The probe made several circles following a stable orbit, but then its orbit intersected with that of Venus again. Another gravitational maneuver. After that, the Parker Solar Probe’s trajectory shifted slightly, and it gained more speed. The perihelion point of its orbit was now closer to the Sun. The probe made several more circles following this new orbit.

Then, again, it neared Venus. Another approach to the Sun. Each encounter with Venus corrected the probe’s trajectory and gradually reduced its distance from our star. In April 2021, the Parker Solar Probe finally came so close to the Sun that it touched its corona. Although the actual distance between the probe and the Sun was 5.3 million miles, [(8.5 million km)] that still counted as a touch.

Let’s look at the structure of our star by cutting it in half. This is the core of the Sun. It’s about a quarter of its width. This core is 150 times as dense as water. Because of the intense pressure and high temperature, nuclear reactions occur there. Hydrogen gets converted into helium, giving off an incredible amount of heat and radiation.

The next layer is the radiation zone. This is where the heat is transferred from the core to the next layers. But the photons here don’t move in an outward direction. They can be directed anywhere and re-radiated many times. Scientists believe that the average time it takes a photon of light to travel from the core to the next layer of the Sun is about 10,000 to 170,000 years.

Then there’s the convection zone. This is what’s considered to be the surface of the Sun. But it’s not a solid surface; it’s an ocean of hot plasma. It looks like a bee honeycomb. That’s because the heated plasma rises from the lower layers, creating something like mini geysers. And while it’s still hot in the middle of those geysers, their edges cool down, creating an amazing pattern on the Sun’s surface.

The next layers are the Sun’s atmosphere. First, the photosphere. This is the layer that gives off light. And that’s exactly what you see when you look at the Sun. But careful! Don’t do that! You need special equipment to look at our star. The photosphere is up to 250 miles thick. This is about the height at which the International Space Station moves above Earth.

Then, the chromosphere or the sphere of color. This layer of the Sun’s atmosphere gives the star its reddish hue. Solar prominences appear here. Those are powerful emissions of matter leaving the surface of the Sun. Their speed can reach 430 miles per second. [(700 km per sec)] At some point, they get caught by the star’s magnetic field and pulled back.

And then, there’s the corona — a gaseous envelope of the Sun. The most powerful ejections take place there. You can see the corona during eclipses — when the Moon covers the solar disk. Then you can notice some kind of glow around the star. This is the corona. It extends for millions of miles around the Sun. And the Parker Solar Probe touched precisely that area.

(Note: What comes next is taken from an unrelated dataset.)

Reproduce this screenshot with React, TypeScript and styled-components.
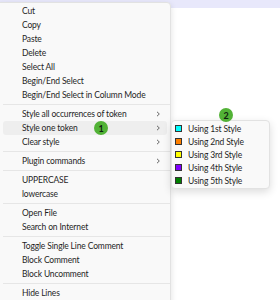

That’s where solar material and radiation are still tied to the star’s gravity and don’t fly off into space. And all that is beyond that area is the solar wind. It’s the material and radiation that manage to escape the Sun’s gravity and set off into space. The Parker Solar Probe surprised astronomers by providing more information about this boundary.

It turns out it’s not a perfect circular wall like we used to think. The boundary is broken and uneven. It looks more like a mountain range. These bumpy regions have such a shape because of the uneven flow of plasma from the surface of the Sun. The larger and more powerful the flow, the farther the boundary is from the star’s surface. But scientists don’t know yet what exactly causes this difference.

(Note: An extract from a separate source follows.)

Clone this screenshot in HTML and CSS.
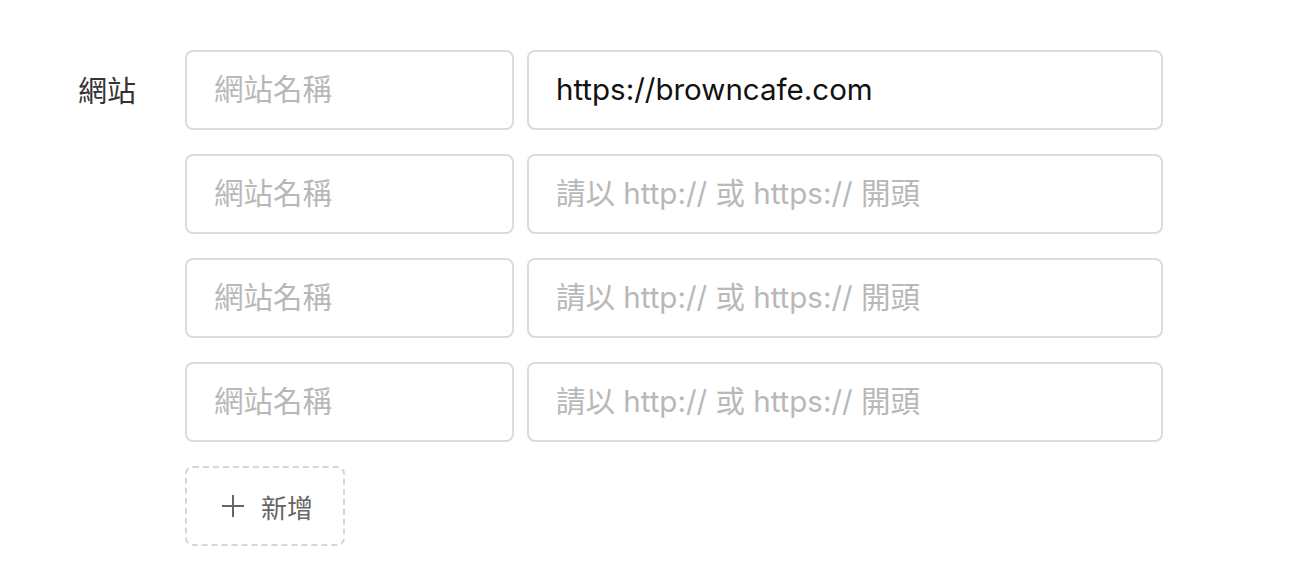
FILE: index.html
```html
<!DOCTYPE html>
<html lang="zh-Hant">
<head>
    <meta charset="UTF-8">
    <meta name="viewport" content="width=device-width, initial-scale=1.0">
    <title>網站設定</title>
    <link rel="stylesheet" href="styles.css">
</head>
<body>
    <div class="form-row">
        <label class="form-label">網站</label>

        <div class="site-fields">
            <div class="site-row">
                <input class="field field-name" type="text" placeholder="網站名稱">
                <input class="field field-url" type="text" placeholder="請以 http:// 或 https:// 開頭" value="https://browncafe.com">
            </div>
            <div class="site-row">
                <input class="field field-name" type="text" placeholder="網站名稱">
                <input class="field field-url" type="text" placeholder="請以 http:// 或 https:// 開頭">
            </div>
            <div class="site-row">
                <input class="field field-name" type="text" placeholder="網站名稱">
                <input class="field field-url" type="text" placeholder="請以 http:// 或 https:// 開頭">
            </div>
            <div class="site-row">
                <input class="field field-name" type="text" placeholder="網站名稱">
                <input class="field field-url" type="text" placeholder="請以 http:// 或 https:// 開頭">
            </div>

            <button class="add-button" type="button">
                <svg class="add-icon" width="24" height="24" viewBox="0 0 24 24">
                    <path d="M12 1v22M1 12h22" stroke="currentColor" stroke-width="2" fill="none"/>
                </svg>
                <span>新增</span>
            </button>
        </div>
    </div>
</body>
</html>
```

FILE: styles.css
```css
* {
    margin: 0;
    padding: 0;
    box-sizing: border-box;
}

body {
    font-family: Inter, "Noto Sans CJK TC", sans-serif;
    background: #fff;
    color: #333;
    padding: 50px 0 0 78px;
}

.form-row {
    display: flex;
    align-items: flex-start;
}

.form-label {
    width: 107px;
    height: 78px;
    display: flex;
    align-items: center;
    font-size: 29px;
    color: #333;
}

.site-fields {
    display: flex;
    flex-direction: column;
    gap: 24px;
}

.site-row {
    display: flex;
    gap: 13px;
}

.field {
    height: 80px;
    border: 2px solid #dcdcdc;
    border-radius: 8px;
    padding: 0 27px 2px;
    font-family: inherit;
    font-size: 29.5px;
    color: #111;
    background: #fff;
    outline: none;
}

.field::placeholder {
    color: #b8b8b8;
}

.field-name {
    width: 329px;
}

.field-url {
    width: 636px;
}

.add-button {
    width: 160px;
    height: 80px;
    border: 2px dashed #d6d6d6;
    border-radius: 8px;
    background: #fff;
    color: #666;
    font-family: inherit;
    font-size: 26px;
    display: flex;
    align-items: center;
    justify-content: center;
    gap: 16px;
    padding-left: 4px;
    cursor: pointer;
}

.add-icon {
    display: block;
}
```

After making the flyby around the Sun, the Parker Solar Probe continued its journey and started to move away from the star again. Researchers are expecting another four approaches in 2022. In August 2023, the probe will make a fly-by around Venus. It’ll gain more speed and approach the Sun at a record close distance. The next Venus fly-by will happen in 2024. And hopefully, the Parker Solar Probe will be able to withstand the high temperatures and radiation so close to the Sun.

Luckily, scientists have taken care of that. The probe has a solar shield. It’s attached to the side of the probe that will face the star. It’s about the size of a house window and about 4.5 inches thick. It’s made of a special material that can withstand a temperature of about 2,500 degrees Fahrenheit. [2,500 ℉ (1,370 ℃)] That’s almost 6 times higher than the temperature of a regular kitchen oven. The body of the probe is made of a white material that reflects sunlight.

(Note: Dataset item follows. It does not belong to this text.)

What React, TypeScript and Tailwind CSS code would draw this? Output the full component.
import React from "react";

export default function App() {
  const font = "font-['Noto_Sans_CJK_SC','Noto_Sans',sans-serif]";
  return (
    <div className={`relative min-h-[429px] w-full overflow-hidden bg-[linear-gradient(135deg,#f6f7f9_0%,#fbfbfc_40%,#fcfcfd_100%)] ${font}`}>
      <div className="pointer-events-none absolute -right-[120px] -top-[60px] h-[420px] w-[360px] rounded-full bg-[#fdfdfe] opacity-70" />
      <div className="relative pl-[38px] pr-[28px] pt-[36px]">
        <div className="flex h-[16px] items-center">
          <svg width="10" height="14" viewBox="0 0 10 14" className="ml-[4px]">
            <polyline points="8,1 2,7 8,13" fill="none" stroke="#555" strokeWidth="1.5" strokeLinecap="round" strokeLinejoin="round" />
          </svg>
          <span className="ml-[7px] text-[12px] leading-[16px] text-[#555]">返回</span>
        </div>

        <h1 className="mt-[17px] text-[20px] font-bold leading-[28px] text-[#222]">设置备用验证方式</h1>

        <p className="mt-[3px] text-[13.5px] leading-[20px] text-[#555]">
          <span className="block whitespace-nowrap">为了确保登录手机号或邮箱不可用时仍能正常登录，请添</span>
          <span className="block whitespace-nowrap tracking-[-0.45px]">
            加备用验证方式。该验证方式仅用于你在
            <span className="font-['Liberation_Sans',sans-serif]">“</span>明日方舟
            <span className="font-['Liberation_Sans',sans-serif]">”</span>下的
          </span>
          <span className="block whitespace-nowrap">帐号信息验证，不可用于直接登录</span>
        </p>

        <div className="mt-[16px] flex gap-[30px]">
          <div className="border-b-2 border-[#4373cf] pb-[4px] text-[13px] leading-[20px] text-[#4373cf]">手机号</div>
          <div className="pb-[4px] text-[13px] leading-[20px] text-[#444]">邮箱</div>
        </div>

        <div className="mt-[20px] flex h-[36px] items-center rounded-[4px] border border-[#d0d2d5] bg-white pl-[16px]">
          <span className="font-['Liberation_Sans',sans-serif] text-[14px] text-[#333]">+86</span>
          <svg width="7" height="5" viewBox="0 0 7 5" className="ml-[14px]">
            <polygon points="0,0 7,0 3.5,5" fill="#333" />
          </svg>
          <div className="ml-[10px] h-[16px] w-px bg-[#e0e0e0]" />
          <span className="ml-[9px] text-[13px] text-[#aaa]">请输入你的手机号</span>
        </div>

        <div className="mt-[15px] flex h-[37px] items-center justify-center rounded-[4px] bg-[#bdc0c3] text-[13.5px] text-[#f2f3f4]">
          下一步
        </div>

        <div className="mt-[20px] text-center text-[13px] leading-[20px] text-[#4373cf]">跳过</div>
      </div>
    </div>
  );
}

All the scientific equipment is placed right in the center of the shadow of this shield. If the Sun’s rays hit the unprotected body of the probe at close range, all the equipment will be out of action in just a few tenths of a second. The Parker Solar Probe is equipped with the Electromagnetic Fields Investigation instrument. This is a system for measuring electric and magnetic fields, radio waves, temperature, and plasma density.

The wide-field imager for the Parker Solar Probe, or WISPR, is an optical telescope — the one that took those stunning images of the moving plasma in the Sun’s corona. These streamers are what you see during solar eclipses. The Solar Wind Electrons Alphas and Protons investigation measures protons, electrons, and helium ions. It helps scientists study solar winds. It often harms our technology. Unexpected flares on the surface of the Sun cause severe solar winds.

They can burn chips in satellites orbiting Earth. Given that we have the ISS where people work all the time, we need to know more about solar winds and how to protect ourselves from them. While the Parker Solar Probe continues its research, it has already set several world records. It’s the closest to the Sun human-made object. It’s also the speed record holder.

During its final approach to the Sun, the probe reached a speed of 101 miles per second. That means it could cover the distance from New York to Los Angeles in just 24 seconds. And a trip around Earth would take about 4 minutes. A journey to the Moon in such a spacecraft would only take 40 minutes.

In 2025, the Parker Solar Probe will make its closest approach to the Sun, reaching a speed of about 430,000 miles per hour. But even this speed is only 0.064% of the speed of light.